‘I stand for what is right’: Cardinals’ Murray will kneel during anthem
Jun 17, 2020, 4:16 PM | Updated: 4:16 pm
(Photo by Rich Graessle/Icon Sportswire via Getty Images)
PHOENIX – Typically soft-spoken, Cardinals quarterback Kyler Murray didn’t pause when asked Wednesday about the possibility of kneeling during the national anthem this season.
“Yeah, I will be kneeling. Like I said, I stand for what is right and that’s the bottom line,” he said. “You know, I call it like I see. What’s been going on is completely lost.”
On a call with media members, Murray addressed protests around the country addressing police brutality, initially triggered by the death of George Floyd in Minneapolis.

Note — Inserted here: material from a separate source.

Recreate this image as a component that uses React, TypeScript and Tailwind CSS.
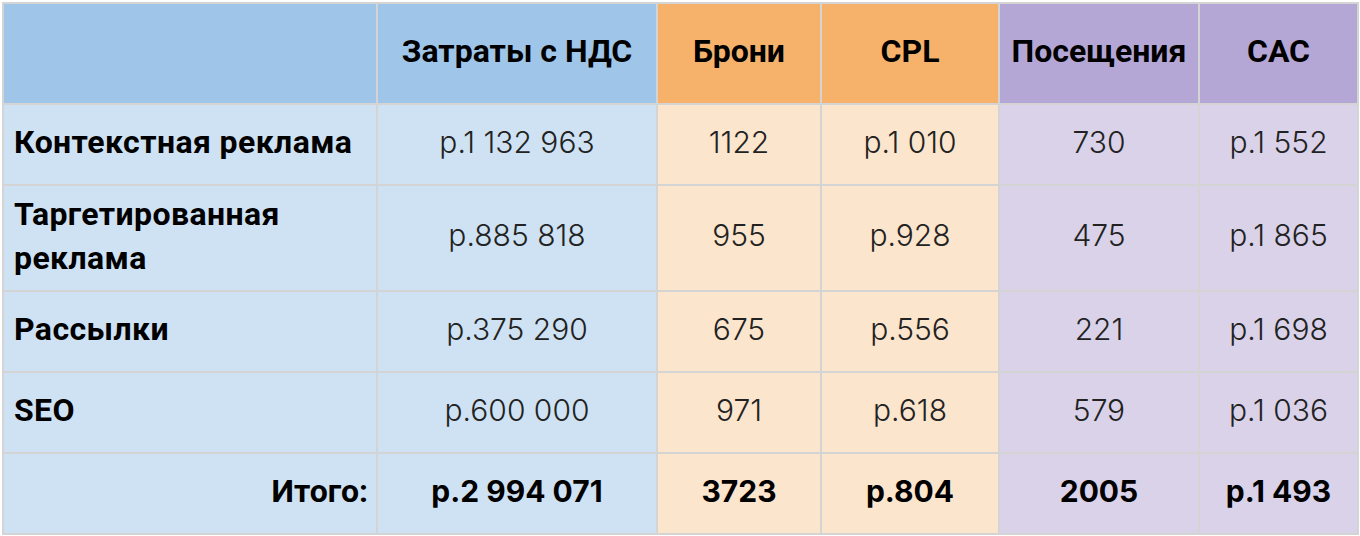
const rows = [
  { name: "Контекстная реклама", cost: "р.1 132 963", bookings: "1122", cpl: "р.1 010", visits: "730", cac: "р.1 552", tall: false },
  { name: "Таргетированная реклама", cost: "р.885 818", bookings: "955", cpl: "р.928", visits: "475", cac: "р.1 865", tall: true },
  { name: "Рассылки", cost: "р.375 290", bookings: "675", cpl: "р.556", visits: "221", cac: "р.1 698", tall: false },
  { name: "SEO", cost: "р.600 000", bookings: "971", cpl: "р.618", visits: "579", cac: "р.1 036", tall: false },
];

const cell = "border-2 border-[#d4d4d4] text-center px-0 pt-0 pb-[5px]";
const num = "font-['Inter',sans-serif] font-light text-[30px] text-[#222]";

export default function App() {
  return (
    <div className="bg-white w-[1360px] h-[536px] pt-[2px] pl-[2px]">
      <table className="border-collapse table-fixed w-[1355px] text-black">
        <colgroup>
          <col className="w-[374px]" />
          <col className="w-[280px]" />
          <col className="w-[164px]" />
          <col className="w-[178px]" />
          <col className="w-[200px]" />
          <col className="w-[159px]" />
        </colgroup>
        <thead>
          <tr className="h-[101px] font-['Roboto',sans-serif] font-bold text-[32px]">
            <th className={`${cell} bg-[#9fc5e8]`}></th>
            <th className={`${cell} bg-[#9fc5e8]`}>Затраты с НДС</th>
            <th className={`${cell} bg-[#f6b26b]`}>Брони</th>
            <th className={`${cell} bg-[#f6b26b]`}>CPL</th>
            <th className={`${cell} bg-[#b4a7d6]`}>Посещения</th>
            <th className={`${cell} bg-[#b4a7d6]`}>CAC</th>
          </tr>
        </thead>
        <tbody>
          {rows.map((r) => (
            <tr key={r.name} className={r.tall ? "h-[106px]" : "h-[81px]"}>
              <td className="border-2 border-[#d4d4d4] bg-[#cfe2f3] pl-[10px] pr-2 pt-0 pb-[5px] text-left font-['Roboto',sans-serif] font-bold text-[32px] tracking-[0.4px] leading-[44px]">
                {r.name}
              </td>
              <td className={`${cell} ${num} bg-[#cfe2f3]`}>{r.cost}</td>
              <td className={`${cell} ${num} bg-[#fce5cd]`}>{r.bookings}</td>
              <td className={`${cell} ${num} bg-[#fce5cd]`}>{r.cpl}</td>
              <td className={`${cell} ${num} bg-[#d9d2e9]`}>{r.visits}</td>
              <td className={`${cell} ${num} bg-[#d9d2e9]`}>{r.cac}</td>
            </tr>
          ))}
          <tr className="h-[81px] font-['Inter',sans-serif] font-bold text-[30px]">
            <td className="border-2 border-[#d4d4d4] bg-[#cfe2f3] text-right pr-[8px] pt-0 pb-[5px] font-['Roboto',sans-serif] text-[32px]">Итого:</td>
            <td className={`${cell} bg-[#cfe2f3]`}>р.2 994 071</td>
            <td className={`${cell} bg-[#fce5cd]`}>3723</td>
            <td className={`${cell} bg-[#fce5cd]`}>р.804</td>
            <td className={`${cell} bg-[#d9d2e9]`}>2005</td>
            <td className={`${cell} bg-[#d9d2e9]`}>р.1 493</td>
          </tr>
        </tbody>
      </table>
    </div>
  );
}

In order to keep making positive strides in a difficult time, he said, people need to hold others responsible for their actions.
“It’s not enough to just, not be racist. We got to be anti-racist,” he said. “You got to hold everybody accountable because at the end of the day, that’s really what it comes down to is everyone holding each other accountable.”
The Dallas community he grew up in is mostly Black and Hispanic, Murray said. He added that he has never experienced police brutality but said his older brother has encountered issues with law enforcement.
Cardinals coach Kliff Kingsbury recently said he is happy his players are finding their voices and speaking out.
“I know when I walk in that room and see the players in our team meeting, I am inspired by them. I am enlightened by them and their life experiences,” Kingsbury said.
The action of taking a knee in the NFL was spotlighted in 2016 as a stand against police brutality and racism that was impacting the Black community. Former San Francisco 49ers quarterback Colin Kaepernick attracted national attention for doing it during the preseason, sparking national debate that proved divisive.
Criticism endured. Kaepernick became a free agent at the end of the 2017 season and has not been signed to another team.
Murray said he believes the diversity of his generation has tempered racism, especially when compared to the era of his parents. He has found the many peaceful protests inspiring.
“I feel like we will have change,” he said. “Whether it takes years, I feel like we’re getting there. At least, you know, making a major step towards it.”